You either wore a black over-garment (abaya?) or an even blacker over-garment. Some even covered half their faces. I was a bit of a tomboy. I liked to ride my bike over rough terrain and venture into the hood forests.
I was obsessed with models and pop stars. No one looked like me, and there were absolutely no fashionable Muslims. None.
Puberty put me in a chokehold and my weight rose. My 13-year-old mind couldn’t fathom why I was so much bigger than the other girls. I mean, I partook in candy bar and slurpee sessions just like the rest, but I wasn’t a “lazy” kid.
How do you bedazzle oversized menswear?
If you thought that part was bad, it gets worse. I was always into fashion and girly things despite my tomboyish ways with my bike. I loved pink and glitter and short-sleeve graphic tees. Mom had gotten her income tax, so it was time to buy some clothes.
We packed the minivan and headed over to Value City. Mom took my little sister into the girl’s section with the colors and the sparkles. I searched the racks for something, but everything was really small.
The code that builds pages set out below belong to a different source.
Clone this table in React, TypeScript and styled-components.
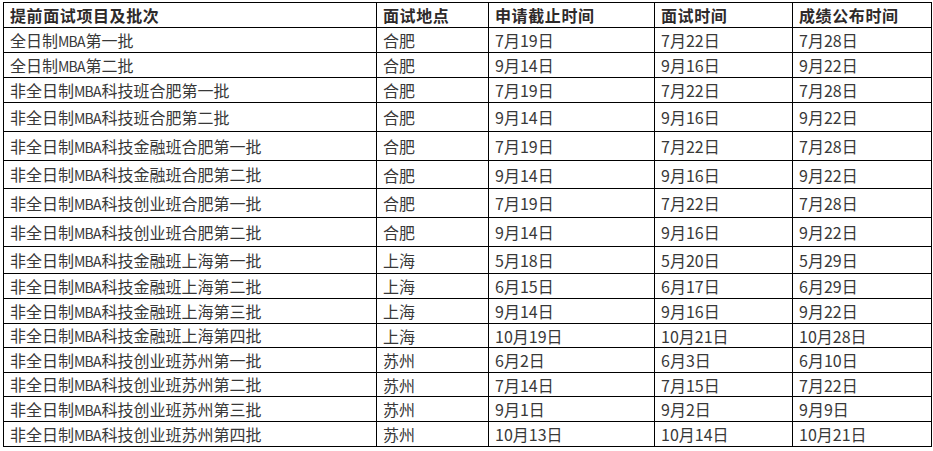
import React from "react";
import styled, { createGlobalStyle } from "styled-components";

const Global = createGlobalStyle`
  html, body { margin: 0; padding: 0; background: #fff; }
  body { font-family: "Noto Sans CJK SC", "Liberation Sans", sans-serif; }
`;

const Page = styled.div`
  padding: 2px 0 0 3px;
`;

const Table = styled.table`
  border-collapse: collapse;
  table-layout: fixed;
  width: 929px;
`;

const Row = styled.tr<{ $h: number }>`
  height: ${(p) => p.$h}px;
`;

const HeadCell = styled.th`
  border: 1px solid #000;
  padding: 0 0 0 6px;
  text-align: left;
  vertical-align: middle;
  font-size: 16px;
  font-weight: 700;
  color: #2e2a2a;
  line-height: 18px;
  letter-spacing: 0.6px;
  white-space: nowrap;
`;

const Cell = styled.td`
  border: 1px solid #000;
  padding: 0 0 0 6px;
  vertical-align: middle;
  font-size: 16px;
  font-weight: 400;
  color: #383838;
  line-height: 18px;
  white-space: nowrap;
  overflow: hidden;
`;

const Latin = styled.span`
  font-size: 14px;
  letter-spacing: -0.8px;
  margin-right: 0.8px;
`;

const cols = [373, 112, 166, 138, 139];
const headers = ["提前面试项目及批次", "面试地点", "申请截止时间", "面试时间", "成绩公布时间"];

const rows: [string, string, string, string, string, number][] = [
  ["全日制MBA第一批", "合肥", "7月19日", "7月22日", "7月28日", 25],
  ["全日制MBA第二批", "合肥", "9月14日", "9月16日", "9月22日", 25],
  ["非全日制MBA科技班合肥第一批", "合肥", "7月19日", "7月22日", "7月28日", 25],
  ["非全日制MBA科技班合肥第二批", "合肥", "9月14日", "9月16日", "9月22日", 29],
  ["非全日制MBA科技金融班合肥第一批", "合肥", "7月19日", "7月22日", "7月28日", 29],
  ["非全日制MBA科技金融班合肥第二批", "合肥", "9月14日", "9月16日", "9月22日", 28],
  ["非全日制MBA科技创业班合肥第一批", "合肥", "7月19日", "7月22日", "7月28日", 29],
  ["非全日制MBA科技创业班合肥第二批", "合肥", "9月14日", "9月16日", "9月22日", 29],
  ["非全日制MBA科技金融班上海第一批", "上海", "5月18日", "5月20日", "5月29日", 27],
  ["非全日制MBA科技金融班上海第二批", "上海", "6月15日", "6月17日", "6月29日", 25],
  ["非全日制MBA科技金融班上海第三批", "上海", "9月14日", "9月16日", "9月22日", 25],
  ["非全日制MBA科技金融班上海第四批", "上海", "10月19日", "10月21日", "10月28日", 24],
  ["非全日制MBA科技创业班苏州第一批", "苏州", "6月2日", "6月3日", "6月10日", 25],
  ["非全日制MBA科技创业班苏州第二批", "苏州", "7月14日", "7月15日", "7月22日", 24],
  ["非全日制MBA科技创业班苏州第三批", "苏州", "9月1日", "9月2日", "9月9日", 25],
  ["非全日制MBA科技创业班苏州第四批", "苏州", "10月13日", "10月14日", "10月21日", 25],
];

function Name({ text }: { text: string }) {
  const [a, b] = text.split("MBA");
  return (
    <>
      {a}
      <Latin>MBA</Latin>
      {b}
    </>
  );
}

export default function App() {
  return (
    <Page>
      <Global />
      <Table>
        <colgroup>
          {cols.map((w, i) => (
            <col key={i} style={{ width: w }} />
          ))}
        </colgroup>
        <thead>
          <Row $h={25}>
            {headers.map((h) => (
              <HeadCell key={h}>{h}</HeadCell>
            ))}
          </Row>
        </thead>
        <tbody>
          {rows.map((r, i) => (
            <Row key={i} $h={r[5]}>
              <Cell>
                <Name text={r[0]} />
              </Cell>
              {r.slice(1, 5).map((c, j) => (
                <Cell key={j}>{c}</Cell>
              ))}
            </Row>
          ))}
        </tbody>
      </Table>
    </Page>
  );
}
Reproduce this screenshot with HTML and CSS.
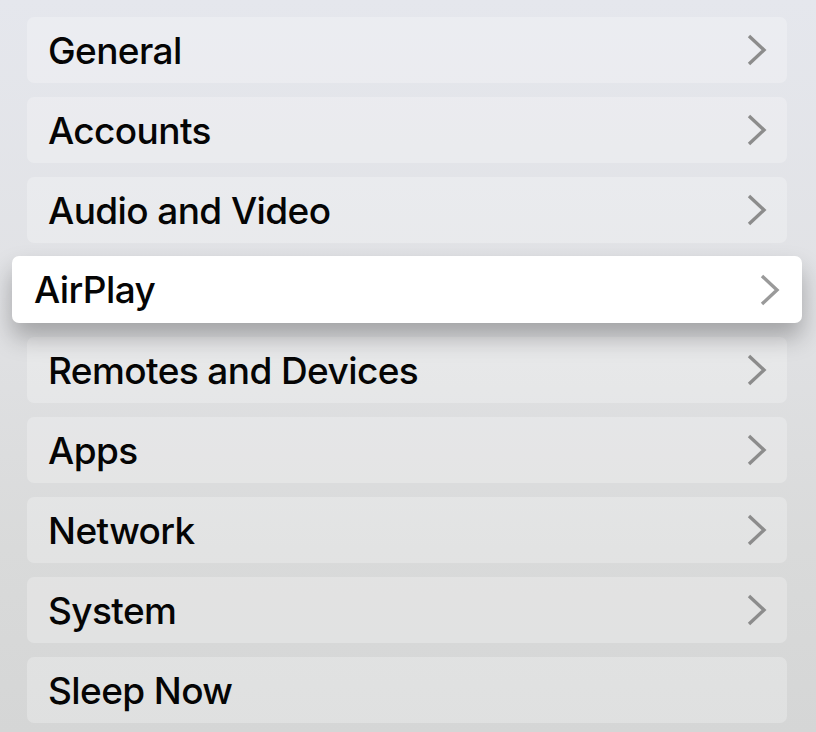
FILE: index.html
```html
<!DOCTYPE html>
<html>
<head>
<meta charset="utf-8">
<link rel="stylesheet" href="styles.css">
</head>
<body>
<ul class="menu">
  <li class="row"><span class="label">General</span><svg class="chev" viewBox="0 0 20 32"><path d="M2 2 L17 16 L2 30"/></svg></li>
  <li class="row"><span class="label">Accounts</span><svg class="chev" viewBox="0 0 20 32"><path d="M2 2 L17 16 L2 30"/></svg></li>
  <li class="row"><span class="label">Audio and Video</span><svg class="chev" viewBox="0 0 20 32"><path d="M2 2 L17 16 L2 30"/></svg></li>
  <li class="row focused"><span class="label">AirPlay</span><svg class="chev" viewBox="0 0 20 32"><path d="M2 2 L17 16 L2 30"/></svg></li>
  <li class="row"><span class="label">Remotes and Devices</span><svg class="chev" viewBox="0 0 20 32"><path d="M2 2 L17 16 L2 30"/></svg></li>
  <li class="row"><span class="label">Apps</span><svg class="chev" viewBox="0 0 20 32"><path d="M2 2 L17 16 L2 30"/></svg></li>
  <li class="row"><span class="label">Network</span><svg class="chev" viewBox="0 0 20 32"><path d="M2 2 L17 16 L2 30"/></svg></li>
  <li class="row"><span class="label">System</span><svg class="chev" viewBox="0 0 20 32"><path d="M2 2 L17 16 L2 30"/></svg></li>
  <li class="row"><span class="label">Sleep Now</span></li>
</ul>
</body>
</html>
```
FILE: styles.css
```css
html, body {
  margin: 0;
  padding: 0;
  height: 732px;
  overflow: hidden;
}
body {
  background: linear-gradient(180deg, #e5e7ed 0%, #e1e2e5 40%, #d9dada 75%, #d5d6d6 100%);
  font-family: Inter, "Noto Sans", sans-serif;
}
.menu {
  list-style: none;
  margin: 0;
  padding: 17px 29px 0 27px;
  display: flex;
  flex-direction: column;
  gap: 14px;
}
.row {
  height: 66px;
  border-radius: 7px;
  background: rgba(255, 255, 255, 0.25);
  display: flex;
  align-items: center;
  justify-content: space-between;
  padding: 0 20px 0 21px;
  box-sizing: border-box;
}
.label {
  font-size: 37px;
  font-weight: 500;
  color: #050505;
  letter-spacing: -0.6px;
}
.chev {
  width: 20px;
  height: 32px;
}
.chev path {
  fill: none;
  stroke: #8c8c8c;
  stroke-width: 3.4;
}
.focused {
  position: relative;
  z-index: 1;
  height: 67px;
  margin: -1px -15px 0 -15px;
  padding: 0 22px 0 22px;
  background: #ffffff;
  box-shadow: 0 14px 24px rgba(0, 0, 0, 0.28);
}
.focused .chev path {
  stroke: #9a9a9a;
}
```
When it was my turn, mom led me to the men’s section. I asked her why we were there. I was a girl. Her response, “You need something you can grow into. Something that will cover your butt.” She pulled out a huge ugly man t-shirt that went past my knees. I was a respectful child and mom didn’t play games, so I kept my mouth shut. But inside, I died. She bought me huge shirts and boy pants that day.
I was a Muslim girl whose body needed to be draped in huge unattractive menswear. At the time, I thought I was being punished because I was a fat Muslim. In reality, we didn’t have the money or resources to find modest and stylish clothes for a big girl like myself. I know that now, but I resented her and the entire world for it. I didn’t want to be Muslim anymore if that was how I was going to live the rest of my life.
I put on the shorts…
The day I got asked if I was a boy was when life ended for my younger self. I went to my non-Muslim father’s house and told him that I no longer could be Muslim. Muslim girls had to cover their bodies and I couldn’t abide by that rule. He was elated (since he hated Muslims) and quickly found a pair of shorts for me to change into. I put them on and snatched my hijab off.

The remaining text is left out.